I'm guessing U3A and U3B are the oscillator, though pin 6 and the 15pF cap look weird. The back to back diodes connecting the oscillator to the 1496 may be some rudimentary sine shapers.

And U4B is the distortion section for the "dry" signal. Jumper the 10k resistor in the feedback loop, and it'll go from clean unity gain to distorted.

Dan N


Paul Perry (Frostwave)

Charlie, maybe making the 100K resistor on pin 3 of U3/A variable would give you a frequency control.

moosapotamus

Thanks for the suggestion, Paul. I tried sticking another 100K across that one, but it didn't really do anything. After a little poking around, it seems the resistor that needs to be made variable (for a variable carrier frequency control) is the 33K that goes between pin 2 (U3a) and pin 7 (U3b). I tried replacing that 33k with a 100K pot and it works quite nicely, seems to cover at least three or four ocataves.

I might consider modding it so that the Heave (volume) pot controls the carrier frequency and just leave the overall output volume fixed. The Suck and Smear pots control the disto and ring mod output levels individually.
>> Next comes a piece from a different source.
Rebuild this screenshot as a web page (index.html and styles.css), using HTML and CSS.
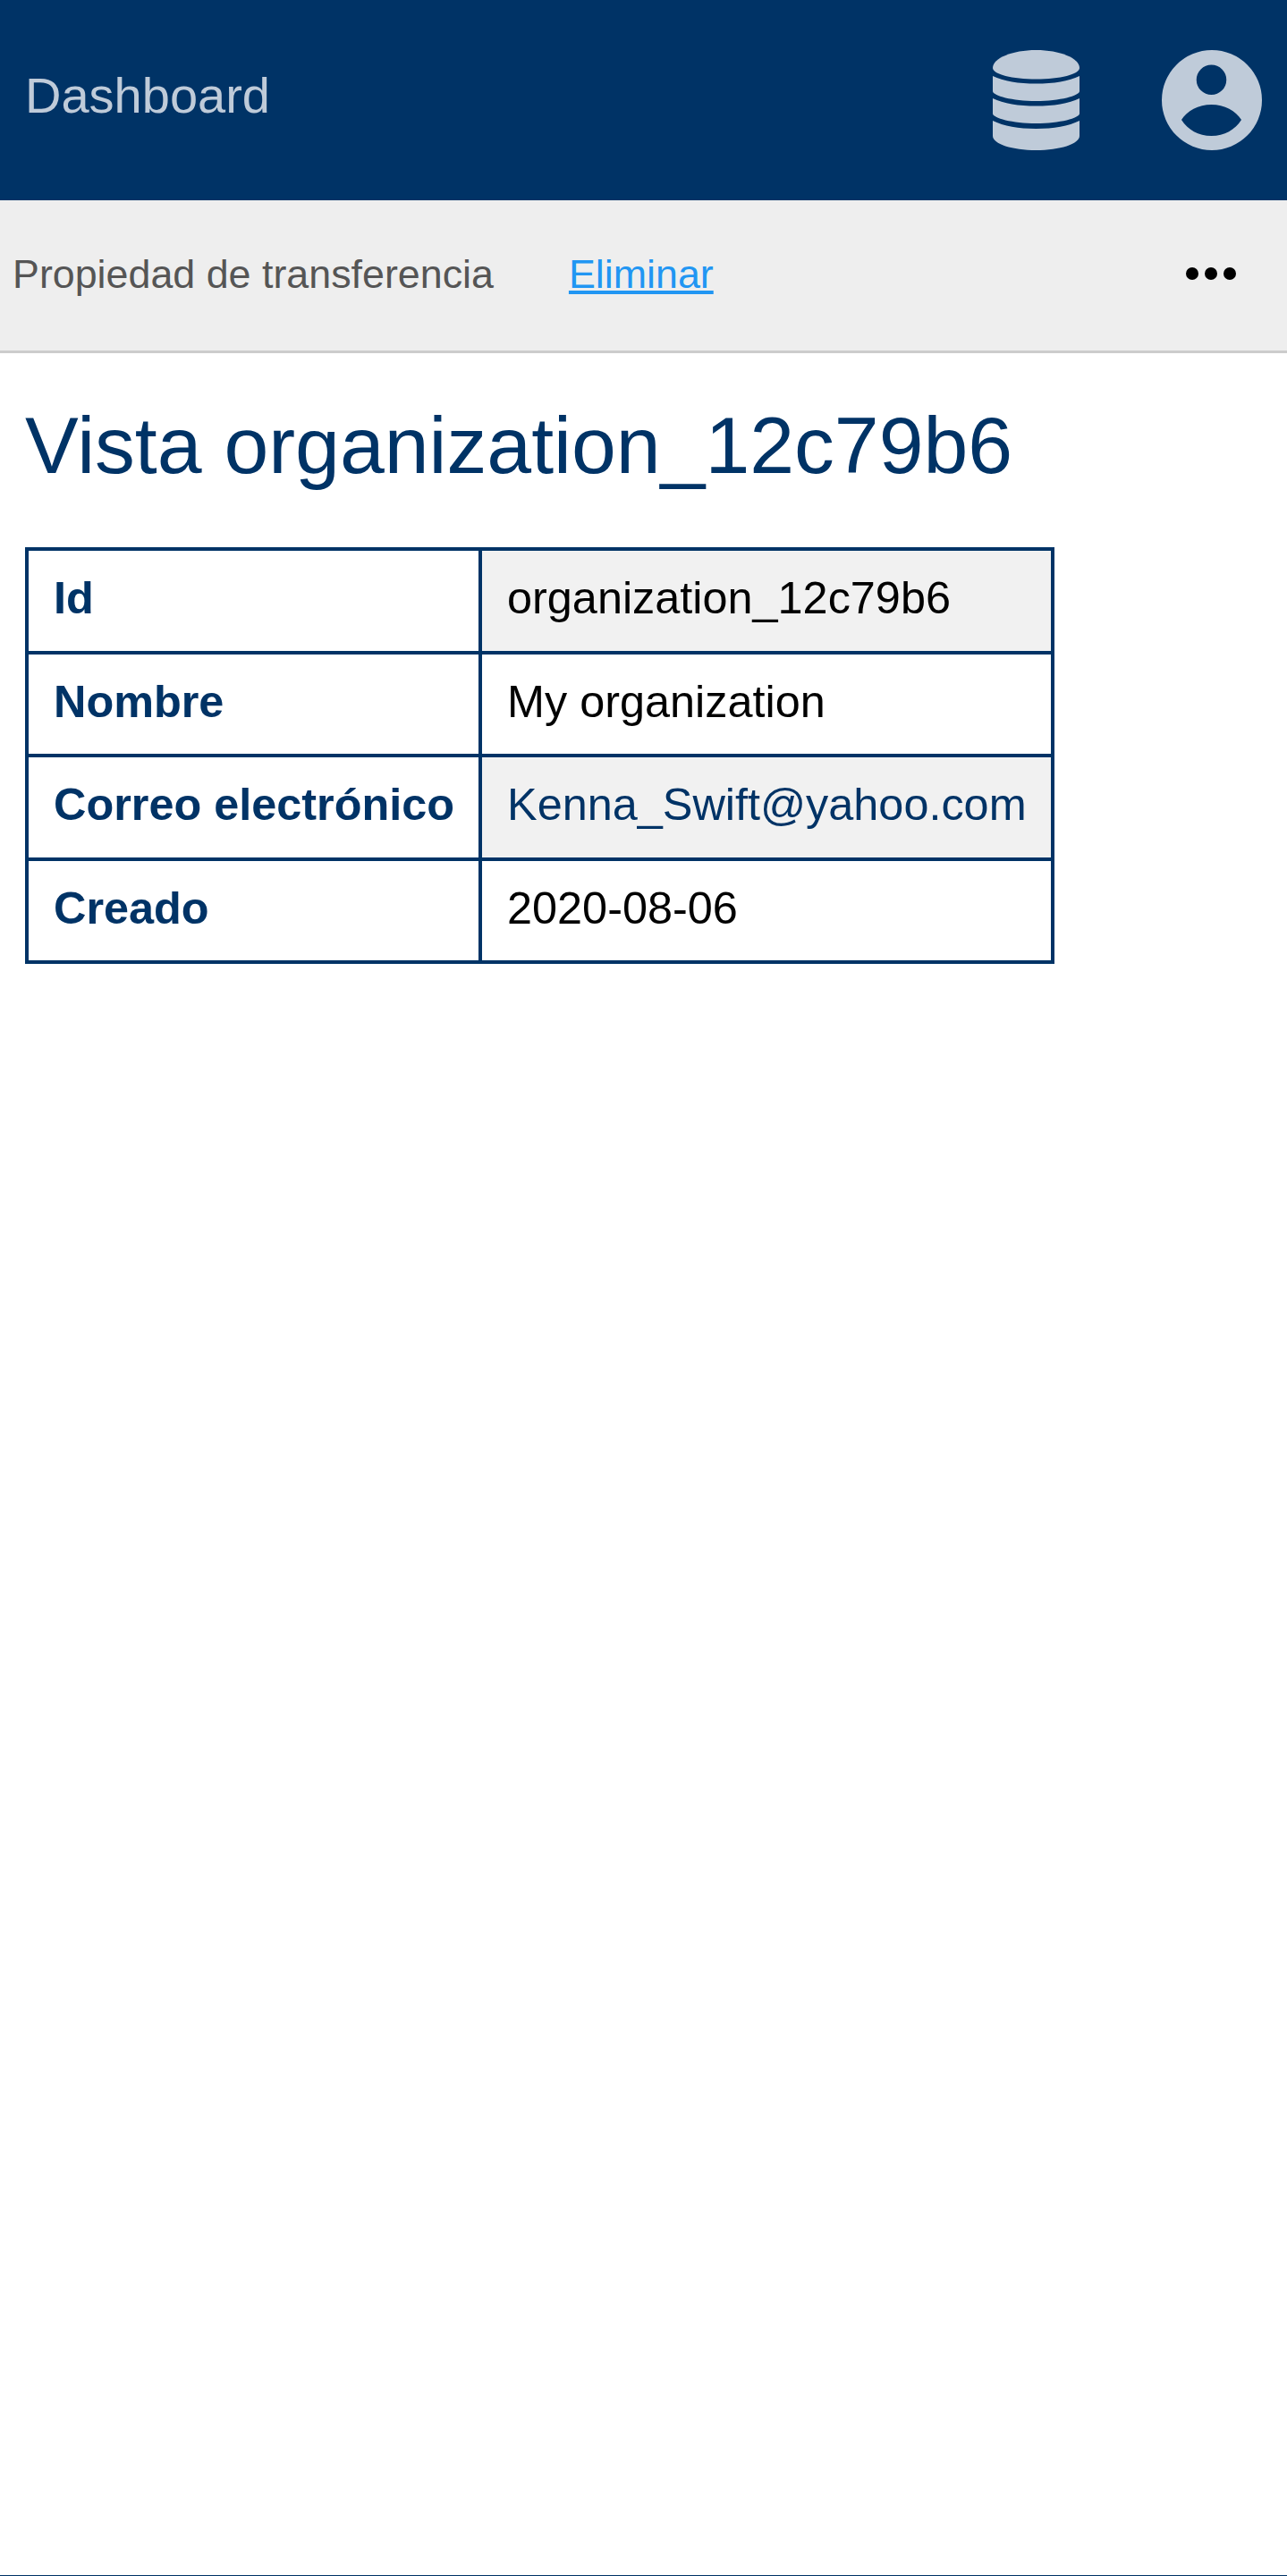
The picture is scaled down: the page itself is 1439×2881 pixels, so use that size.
FILE: index.html
```html
<!DOCTYPE html>
<html lang="es">

<head>
  <meta charset="utf-8">
  <title>Vista organization_12c79b6</title>
  <link rel="stylesheet" href="styles.css">
</head>

<body>
  <div class="page">
    <header class="topbar">
      <a class="brand" href="#">Dashboard</a>
      <nav class="topbar-icons">
        <a class="icon-link" href="#">
          <svg class="icon-db" viewBox="0 0 97 112">
            <path d="M0 20C0 9 22 0 48.500 0S97 9 97 20C97 27 75 32.500 48.500 32.500S0 27 0 20Z" />
            <path d="M0 29C12 35 29 37.500 48.500 37.500S85 35 97 29V46C97 51 75 57 48.500 57S0 51 0 46Z" />
            <path d="M0 54C12 60 29 62.500 48.500 62.500S85 60 97 54V71C97 76 75 82 48.500 82S0 76 0 71Z" />
            <path d="M0 79C12 85 29 88 48.500 88S85 85 97 79V96C97 105 75 112 48.500 112S0 105 0 96Z" />
          </svg>
        </a>
        <a class="icon-link" href="#">
          <svg class="icon-user" viewBox="0 0 112 112">
            <path fill-rule="evenodd" d="M56 0A56 56 0 1 1 56 112A56 56 0 1 1 56 0ZM55.500 16.500A16.700 16.700 0 1 0 55.500 50A16.700 16.700 0 1 0 55.500 16.500ZM22 78C28 68 41 61 55.500 61S83 68 89 78C82 89 70 96 55.500 96S29 89 22 78Z" />
          </svg>
        </a>
      </nav>
    </header>

    <div class="actions">
      <span class="action-text">Propiedad de transferencia</span>
      <a class="action-link" href="#">Eliminar</a>
      <button class="more-btn" type="button">
        <svg class="icon-more" viewBox="0 0 56 14">
          <circle cx="7" cy="7" r="7" />
          <circle cx="28" cy="7" r="7" />
          <circle cx="49" cy="7" r="7" />
        </svg>
      </button>
    </div>

    <main class="content">
      <h1>Vista organization_12c79b6</h1>
      <table class="detail">
        <tr>
          <th>Id</th>
          <td>organization_12c79b6</td>
        </tr>
        <tr>
          <th>Nombre</th>
          <td>My organization</td>
        </tr>
        <tr>
          <th>Correo electrónico</th>
          <td><a href="#">Kenna_Swift@yahoo.com</a></td>
        </tr>
        <tr>
          <th>Creado</th>
          <td>2020-08-06</td>
        </tr>
      </table>
    </main>
  </div>
</body>

</html>
```

FILE: styles.css
```css
body {
  margin: 0;
  font-family: "Liberation Sans", Arial, sans-serif;
  background: #fff;
  color: #000;
}

.page {
  min-height: 100vh;
  box-sizing: border-box;
  border-bottom: 1px solid #003366;
}

.topbar {
  display: flex;
  align-items: center;
  justify-content: space-between;
  height: 224px;
  padding: 0 28px;
  box-sizing: border-box;
  background: #003366;
}

.brand {
  font-size: 56px;
  color: #bfcbd9;
  text-decoration: none;
  margin-top: -12px;
}

.topbar-icons {
  display: flex;
  align-items: center;
  gap: 92px;
}

.icon-link {
  display: flex;
}

.icon-db {
  width: 97px;
  height: 112px;
  fill: #bfcbd9;
}

.icon-user {
  width: 112px;
  height: 112px;
  fill: #bfcbd9;
}

.actions {
  display: flex;
  align-items: center;
  gap: 84px;
  height: 171px;
  padding: 0 57px 4px 14px;
  box-sizing: border-box;
  background: #eeeeee;
  border-bottom: 3px solid #cccccc;
  font-size: 44.800px;
}

.action-text {
  color: #555555;
}

.action-link {
  color: #2196f3;
}

.more-btn {
  display: flex;
  margin-left: auto;
  padding: 0;
  border: none;
  background: none;
}

.icon-more {
  width: 56px;
  height: 14px;
}

.content {
  padding: 0 28px;
}

h1 {
  margin: 52px 0 62px;
  font-size: 89.600px;
  font-weight: normal;
  line-height: 1.15;
  color: #003366;
}

.detail {
  border-collapse: collapse;
  font-size: 50.400px;
}

.detail th,
.detail td {
  height: 105.500px;
  padding: 0 27px 6px 28px;
  border: 4px solid #003366;
  text-align: left;
  white-space: nowrap;
}

.detail th {
  color: #003366;
}

.detail tr:nth-child(odd) td {
  background: #f1f1f1;
}

.detail a {
  color: #003366;
  text-decoration: none;
}
```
So, the Heave pot seems kind of unnecessary, anyway.

Noticing something else in the schematic (thanks again, Dan!)...
Check out the section of circuitry that connects pin 1 to pins 8 and 10 of the 1496. This looks like the carrier signal is not going into the 1496 (carrier inputs) by itself. It's getting blended with the clean signal first. When you play through the pedal with the Suck and Gunk controls at zero, it doesn't sound quite like a true ring mod because some of the straight signal is still recognizable in the output. It doesn't sound like a pure ring mod sound.
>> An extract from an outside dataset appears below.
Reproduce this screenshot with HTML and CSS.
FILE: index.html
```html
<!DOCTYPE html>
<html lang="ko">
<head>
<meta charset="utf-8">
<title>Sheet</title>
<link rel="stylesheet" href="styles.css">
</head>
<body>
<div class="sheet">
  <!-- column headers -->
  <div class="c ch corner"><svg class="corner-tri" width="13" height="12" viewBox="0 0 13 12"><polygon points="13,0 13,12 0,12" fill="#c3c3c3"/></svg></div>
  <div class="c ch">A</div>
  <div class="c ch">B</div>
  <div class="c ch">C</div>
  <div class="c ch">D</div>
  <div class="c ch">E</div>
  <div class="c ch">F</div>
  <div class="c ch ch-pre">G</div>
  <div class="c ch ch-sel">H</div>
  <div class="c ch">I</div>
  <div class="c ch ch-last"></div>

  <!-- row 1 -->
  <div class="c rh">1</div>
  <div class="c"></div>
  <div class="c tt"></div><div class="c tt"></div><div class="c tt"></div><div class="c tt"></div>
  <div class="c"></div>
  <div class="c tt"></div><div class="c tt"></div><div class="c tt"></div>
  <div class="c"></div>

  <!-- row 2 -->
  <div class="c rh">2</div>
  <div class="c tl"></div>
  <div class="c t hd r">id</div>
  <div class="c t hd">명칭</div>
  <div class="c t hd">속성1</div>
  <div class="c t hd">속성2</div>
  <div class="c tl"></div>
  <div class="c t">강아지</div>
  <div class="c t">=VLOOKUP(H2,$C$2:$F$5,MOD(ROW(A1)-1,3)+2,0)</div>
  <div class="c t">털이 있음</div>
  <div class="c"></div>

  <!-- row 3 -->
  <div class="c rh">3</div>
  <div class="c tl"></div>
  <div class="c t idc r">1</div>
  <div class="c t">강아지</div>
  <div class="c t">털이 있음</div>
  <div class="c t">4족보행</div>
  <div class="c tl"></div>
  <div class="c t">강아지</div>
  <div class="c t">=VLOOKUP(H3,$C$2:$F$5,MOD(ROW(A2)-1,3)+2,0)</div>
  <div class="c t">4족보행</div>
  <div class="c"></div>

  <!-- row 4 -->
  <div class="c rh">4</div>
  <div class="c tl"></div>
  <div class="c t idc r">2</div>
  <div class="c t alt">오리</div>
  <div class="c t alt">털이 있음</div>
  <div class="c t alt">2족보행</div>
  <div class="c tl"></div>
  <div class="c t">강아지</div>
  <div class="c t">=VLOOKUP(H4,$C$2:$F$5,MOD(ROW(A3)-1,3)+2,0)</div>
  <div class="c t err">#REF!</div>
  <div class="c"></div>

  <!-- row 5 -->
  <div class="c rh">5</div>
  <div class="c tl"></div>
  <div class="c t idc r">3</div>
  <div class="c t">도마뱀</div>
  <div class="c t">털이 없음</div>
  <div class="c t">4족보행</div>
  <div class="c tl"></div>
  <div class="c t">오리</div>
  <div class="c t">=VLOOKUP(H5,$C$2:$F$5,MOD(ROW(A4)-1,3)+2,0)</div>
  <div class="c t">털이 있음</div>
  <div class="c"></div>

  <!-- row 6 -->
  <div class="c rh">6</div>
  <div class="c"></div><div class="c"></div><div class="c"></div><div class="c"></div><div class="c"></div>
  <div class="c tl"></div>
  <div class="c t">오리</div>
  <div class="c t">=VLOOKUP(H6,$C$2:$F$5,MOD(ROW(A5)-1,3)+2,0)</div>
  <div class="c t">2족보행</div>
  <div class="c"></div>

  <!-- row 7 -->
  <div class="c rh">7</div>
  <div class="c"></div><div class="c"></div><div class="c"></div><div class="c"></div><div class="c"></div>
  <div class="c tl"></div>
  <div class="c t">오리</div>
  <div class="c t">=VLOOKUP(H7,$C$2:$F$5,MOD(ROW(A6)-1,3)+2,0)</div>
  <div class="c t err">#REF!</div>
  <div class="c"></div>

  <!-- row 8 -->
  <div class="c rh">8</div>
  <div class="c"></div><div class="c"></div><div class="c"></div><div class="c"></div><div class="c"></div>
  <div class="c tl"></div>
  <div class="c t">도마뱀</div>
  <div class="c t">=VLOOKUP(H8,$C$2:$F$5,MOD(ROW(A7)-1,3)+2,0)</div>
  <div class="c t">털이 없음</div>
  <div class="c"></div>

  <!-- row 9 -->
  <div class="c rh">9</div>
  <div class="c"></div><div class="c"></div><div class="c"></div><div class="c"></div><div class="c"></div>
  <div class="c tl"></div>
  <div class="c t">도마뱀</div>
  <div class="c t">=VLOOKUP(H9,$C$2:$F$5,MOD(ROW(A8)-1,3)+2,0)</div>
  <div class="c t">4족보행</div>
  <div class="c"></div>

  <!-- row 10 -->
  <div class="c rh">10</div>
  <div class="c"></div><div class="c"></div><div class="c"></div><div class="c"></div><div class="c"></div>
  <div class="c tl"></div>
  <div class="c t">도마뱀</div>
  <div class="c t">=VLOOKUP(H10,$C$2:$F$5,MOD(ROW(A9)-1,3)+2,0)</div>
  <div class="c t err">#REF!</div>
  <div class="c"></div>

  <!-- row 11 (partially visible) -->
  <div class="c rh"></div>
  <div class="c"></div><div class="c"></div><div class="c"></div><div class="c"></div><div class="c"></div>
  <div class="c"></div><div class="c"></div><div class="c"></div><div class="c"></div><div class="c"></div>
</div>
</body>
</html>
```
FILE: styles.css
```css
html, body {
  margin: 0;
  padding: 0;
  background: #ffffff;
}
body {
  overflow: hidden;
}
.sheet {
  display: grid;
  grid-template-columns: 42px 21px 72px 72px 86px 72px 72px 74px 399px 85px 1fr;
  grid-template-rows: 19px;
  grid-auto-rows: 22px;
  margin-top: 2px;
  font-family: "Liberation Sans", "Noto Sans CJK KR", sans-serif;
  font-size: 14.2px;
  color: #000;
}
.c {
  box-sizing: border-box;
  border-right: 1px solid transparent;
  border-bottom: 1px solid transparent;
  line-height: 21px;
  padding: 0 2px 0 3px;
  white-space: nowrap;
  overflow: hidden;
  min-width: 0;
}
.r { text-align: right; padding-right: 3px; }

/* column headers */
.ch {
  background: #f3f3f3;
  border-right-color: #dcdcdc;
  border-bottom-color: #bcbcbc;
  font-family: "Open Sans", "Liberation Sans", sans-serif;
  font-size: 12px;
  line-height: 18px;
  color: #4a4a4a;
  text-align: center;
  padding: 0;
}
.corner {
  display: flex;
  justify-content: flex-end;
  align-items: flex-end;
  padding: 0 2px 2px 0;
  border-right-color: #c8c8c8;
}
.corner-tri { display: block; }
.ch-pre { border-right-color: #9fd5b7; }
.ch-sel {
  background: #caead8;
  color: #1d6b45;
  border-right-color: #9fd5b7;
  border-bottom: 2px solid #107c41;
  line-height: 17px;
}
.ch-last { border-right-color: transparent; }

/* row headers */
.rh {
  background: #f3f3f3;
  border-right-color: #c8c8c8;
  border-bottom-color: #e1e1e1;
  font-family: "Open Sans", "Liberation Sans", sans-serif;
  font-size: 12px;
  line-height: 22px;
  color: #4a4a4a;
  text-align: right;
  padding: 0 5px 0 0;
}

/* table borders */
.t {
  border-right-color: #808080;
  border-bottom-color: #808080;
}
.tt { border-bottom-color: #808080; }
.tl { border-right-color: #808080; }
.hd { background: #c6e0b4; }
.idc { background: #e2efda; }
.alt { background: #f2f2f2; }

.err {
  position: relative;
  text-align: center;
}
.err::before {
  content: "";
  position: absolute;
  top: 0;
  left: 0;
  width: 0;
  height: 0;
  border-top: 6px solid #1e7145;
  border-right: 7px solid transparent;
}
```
So, what about breaking the connection at pin 8? Might that result in more pure ring mod sound? Could all those components between pin 1 and pin 8 be taken out, or bypassed? Or, what about disconnecting the carrier input at that point so that the clean signal goes into the carrier inputs and the signal inputs? Would this result in an octave-up sound, or maybe octave-up fuzz like the ringstinger does? What do you guys think?

~ Charlie
moosapotamus.net
"I tend to like anything that I think sounds good."

Paul Perry (Frostwave)

Thanks for finding the right freq resistor Charlie! how lame is a ring modulator without a freq control  :shock: as for putting a mix of original and oscillator in, the effect of the original signal going in the modulator input is to give frequency doubling (on single notes) and a more complex mix (like a chord thru a fuzz) on chords.

moosapotamus

Quote from: Paul Perry (Frostwave)how lame is a ring modulator without a freq control :shock:
totally... like a mustard without a ham.  :lol:

Hmmm... So then, do you think might it be interesting to try removing either the original signal or the carrier signal from the carrier inputs?

I know it would be fun to add an input for an external carrier (that I could plug my photo-theremin into :twisted: ).

Thing is, I'm not sure I really want to go and start cutting up traces on my Gonk. So, I may have to think about making one after all. :shock:

~ Charlie
moosapotamus.net
"I tend to like anything that I think sounds good."